Stocks resumed their end-of-summer slump as concerns about inflation and interest rates were compounded by a dismal earnings outlook from Sears, Roebuck and Co.

The Dow Jones industrial average fell 94.67 to close at 10,843.21, having worked its way back from a loss of 205 points earlier in the session.

Broader indicators also closed lower. The Standard & Poor's 500-stock index fell 11.96, to 1319.11, and the Nasdaq composite index fell 16.56, to 2734.24.

Stocks tumbled as a slew of bad news hit Wall Street a day before the scheduled release of the government's August employment report. Above all, investors were rattled by continuing fears that the Federal Reserve has not yet completed its efforts to ward off inflation by raising interest rates.

Those fears escalated today as Federal Reserve governor Edward Kelley told Market News International it would be premature to assume the Fed will wait until next year to raise rates again.

A Labor Department report offered potential justification for higher rates. The government said the growth of American workers' productivity slowed considerably in the spring, while labor costs jumped sharply.

That bad news sent the yield on the 30-year Treasury bond climbing. Bonds are especially sensitive to inflation.

The market was also on guard in advance of the employment report, due out before the start of trading Friday.

Sears weighed heavily on the Dow, falling 3-9/16, to 33 5/8, after saying its third-quarter net income will come in at 63 cents to 67 cents a share, well below analysts' forecast of 82 cents.

Other major retailers also fell as the warning from Sears sparked fears that other retailers will begin to falter.
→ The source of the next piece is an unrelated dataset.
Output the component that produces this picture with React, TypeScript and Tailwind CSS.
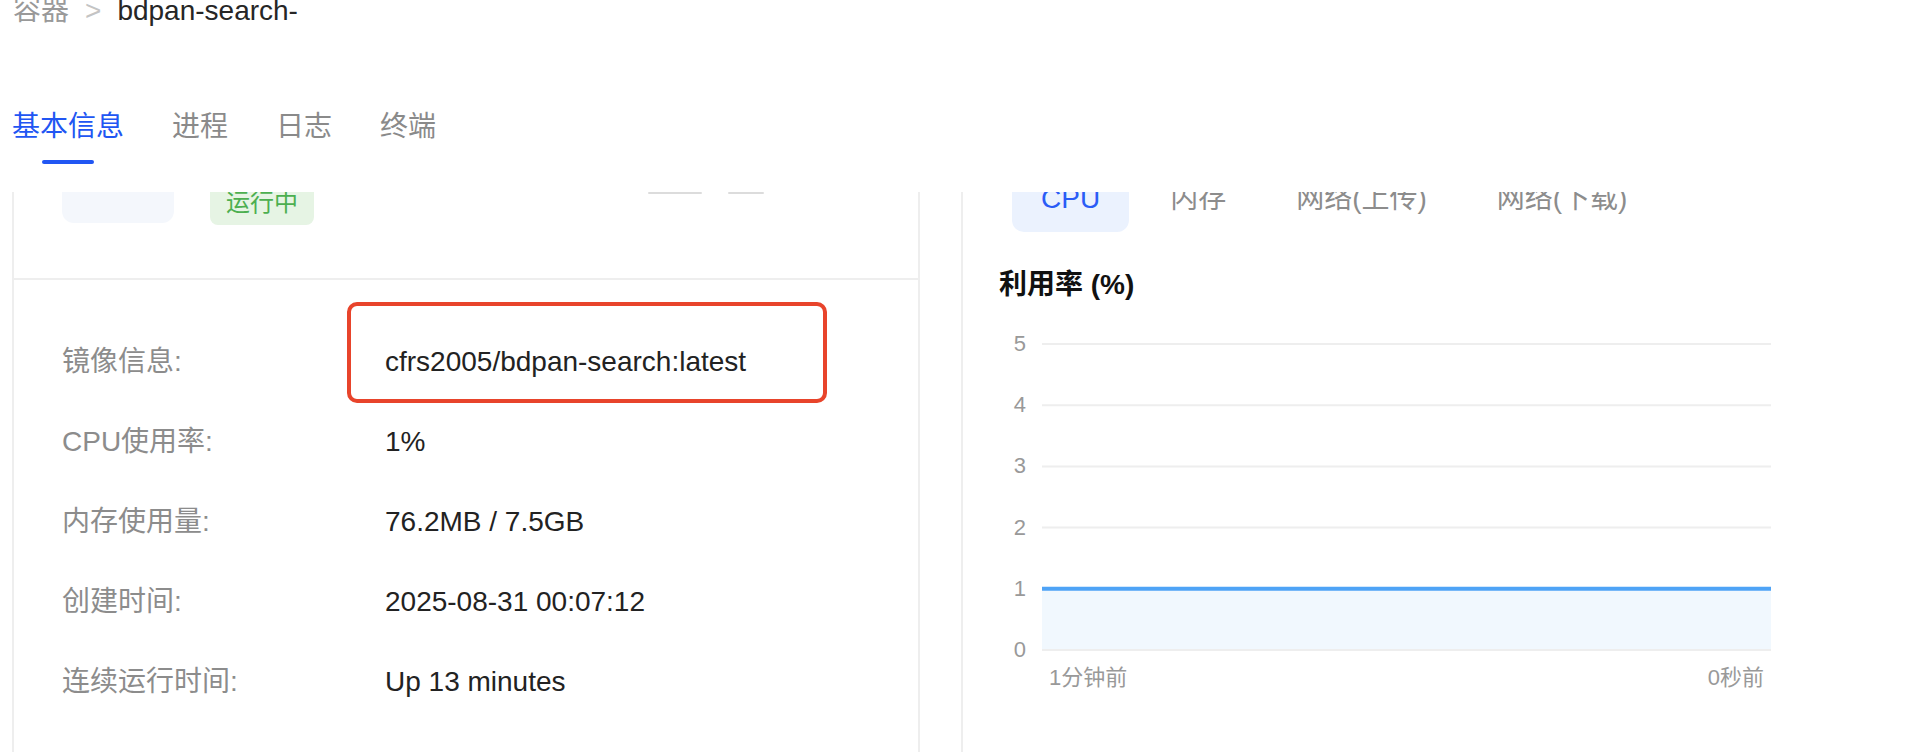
import React from "react";

const rows: { label: string; value: string }[] = [
  { label: "镜像信息:", value: "cfrs2005/bdpan-search:latest" },
  { label: "CPU使用率:", value: "1%" },
  { label: "内存使用量:", value: "76.2MB / 7.5GB" },
  { label: "创建时间:", value: "2025-08-31 00:07:12" },
  { label: "连续运行时间:", value: "Up 13 minutes" },
];

const tabs = ["基本信息", "进程", "日志", "终端"];
const seg = ["CPU", "内存", "网络(上传)", "网络(下载)"];

function Chart() {
  const w = 729;
  const step = 61.2;
  const ys = [0, 1, 2, 3, 4, 5].map((i) => 1 + i * step);
  return (
    <svg width={w} height={310} viewBox={`0 0 ${w} 310`} className="block">
      <rect x={0} y={ys[4]} width={w} height={ys[5] - ys[4]} fill="#f1f8fe" />
      {ys.map((y, i) => (
        <line key={i} x1={0} x2={w} y1={y} y2={y} stroke="#eeeeee" strokeWidth={2} />
      ))}
      <line x1={0} x2={w} y1={ys[4]} y2={ys[4]} stroke="#4ea3f6" strokeWidth={4} />
    </svg>
  );
}

export default function App() {
  return (
    <div className="w-[1918px] h-[752px] overflow-hidden bg-white font-[family-name:'Liberation_Sans','Noto_Sans_CJK_SC',sans-serif]">
      {/* breadcrumb */}
      <div className="-mt-[3px] h-[28px] flex items-start gap-4 pl-[13px] text-[28px] leading-[28px]">
        <span className="text-[#999999]">容器</span>
        <span className="text-[#c4c4c4]">&gt;</span>
        <span className="text-[#262626]">bdpan-search-</span>
      </div>

      {/* tabs */}
      <div className="mt-[88px] flex gap-12 pl-[12px]">
        {tabs.map((t, i) => (
          <div key={t} className="flex flex-col items-center">
            <span
              className={
                "text-[28px] leading-[28px] " +
                (i === 0 ? "text-[#2156f3]" : "text-[#8a8a8a]")
              }
            >
              {t}
            </span>
            <div
              className={
                "mt-[19px] w-[52px] h-[4px] rounded-full " +
                (i === 0 ? "bg-[#2156f3]" : "bg-transparent")
              }
            />
          </div>
        ))}
      </div>

      {/* content (scrolled) */}
      <div className="mt-[28px] h-[560px] overflow-hidden flex pl-[12px]">
        {/* left card */}
        <div className="w-[908px] shrink-0 border-x-2 border-[#eeeeee] flex flex-col">
          <div className="h-[86px] flex items-start">
            <div className="ml-[48px] -mt-[20px] w-[112px] h-[51px] rounded-[12px] bg-[#f4f7fc]" />
            <div className="ml-[36px] -mt-[11px] h-[44px] px-4 rounded-[8px] bg-[#e6f4e4] text-[#4caf50] text-[24px] leading-[24px] flex items-center">
              运行中
            </div>
            <div className="ml-[334px] w-[54px] h-[2px] rounded-full bg-[#dcdcdc]" />
            <div className="ml-[26px] w-[36px] h-[2px] rounded-full bg-[#dcdcdc]" />
          </div>
          <div className="h-[2px] bg-[#eeeeee]" />
          <div className="pt-[42px] flex flex-col">
            {rows.map((r, i) => (
              <div key={r.label} className="relative h-[80px] flex items-center text-[28px] leading-[28px]">
                <span className="ml-[48px] w-[323px] shrink-0 text-[#8c8c8c]">{r.label}</span>
                <span className="text-[#222222] whitespace-nowrap">{r.value}</span>
                {i === 0 && (
                  <div className="absolute left-[333px] top-[-20px] w-[480px] h-[101px] border-4 border-[#e8442b] rounded-[10px]" />
                )}
              </div>
            ))}
          </div>
        </div>

        {/* right card */}
        <div className="ml-[41px] flex-1 border-l-2 border-[#eeeeee] flex flex-col">
          <div className="-mt-[26px] ml-[49px] h-[66px] flex gap-3">
            {seg.map((s, i) => (
              <div
                key={s}
                className={
                  "px-[29px] flex items-center rounded-[12px] text-[28px] leading-[28px] whitespace-nowrap " +
                  (i === 0 ? "bg-[#ebf2fe] text-[#2a5cf6]" : "text-[#8c8c8c]")
                }
              >
                {s}
              </div>
            ))}
          </div>
          <div className="mt-[39px] ml-[36px] text-[28px] leading-[28px] font-bold text-[#111111]">
            利用率 (%)
          </div>
          <div className="mt-[34px] flex">
            <div className="w-[63px] h-[328px] flex flex-col justify-between items-end text-[22px] leading-[22px] text-[#999999]">
              {["5", "4", "3", "2", "1", "0"].map((n) => (
                <span key={n}>{n}</span>
              ))}
            </div>
            <div className="ml-[16px] mt-[10px] flex flex-col w-[729px]">
              <Chart />
              <div className="mt-[14px] flex justify-between px-[7px] text-[22px] leading-[22px] text-[#999999]">
                <span>1分钟前</span>
                <span>0秒前</span>
              </div>
            </div>
          </div>
        </div>
      </div>
    </div>
  );
}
Best Buy plunged 10-9/16, to 61 3/8, after reporting that sales from stores open at least a year--a widely followed gauge of retail strength--rose 11.1 percent in the latest quarter. The increase met analysts' expectations but was not as steep as gains from a year earlier.

The Dow's financial services companies also fell. J.P. Morgan fell 3-11/16, to 125-15/16, and American Express fell 3, to 136. Banks and brokerages are often the first companies to feel the pinch of higher interest rates, because lending volume generally shrinks as it becomes more expensive to borrow money.